Home > History Repeating Itself, Unions > Partisanship’s folly, and how Massachusetts became a union buster

Partisanship’s folly, and how Massachusetts became a union buster

I have previously noted my thoughts on both the Wisconsin public union situation and my thoughts on the union legal structure as a whole. Not only are the restrictions in Wisconsin absolutely unremarkable, given that some 40% of states similarly limit public union bargaining, but Scott Walker was being unfairly pilloried for his stance.

Now comes news that in Massachusetts – yes, that Massachusetts – the Democratically controlled House – yes, that Democratic party – has passed a bill 111-42 to restrict public union bargainingLolwut?

At first glance, this is certainly surprising. Taxachusetts, led by its representatives in Moscow-on-the-Charles, is actually making a move against public unions? Even after the left-liberal establishment that makes up almost the entirety of the state’s political class roundly criticized Wisconsin for attempting – ahem – the same thing?
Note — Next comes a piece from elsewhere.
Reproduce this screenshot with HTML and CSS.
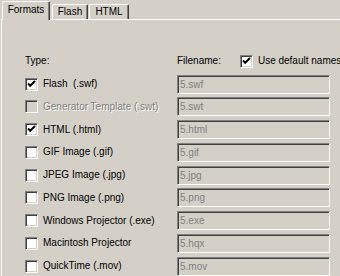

Well yes. And more than any other news story in recent memory, this drives home the utter insanity of partisanship. As it turns out, the best way to get your agenda turned into a law is to convince the other side it’s a good idea.

Consider a historical example. Ronald Reagan got a lot of credit (much of it undeserved in the long run) for cutting back the size of government. The Iron Lady, Margaret Thatcher, gets deservedly more credit for her privatization efforts in Britain in the time period shortly before Reagan. But who was the most successful privatizer of the era? I would argue for Lionel Jospin of France. Aside from lowering the VAT, the income tax, and the corporate tax, France Telecom, Aerospatiale (EADS), Air France, GAN, Eramet, and many others were all privatized under Jospin’s prime ministership.

And get this – he was a Socialist.  Seriously. 

Some domestic examples include Jimmy Carter deregulating air travel, and Bill Clinton signing NAFTA. Of course, the opposite is also true. While Lyndon Johnson was the driving force behind its introduction, George W. Bush expanded Medicare more than any other president since. The fact is that when it comes to getting things done, the “other side” is the most potent weapon.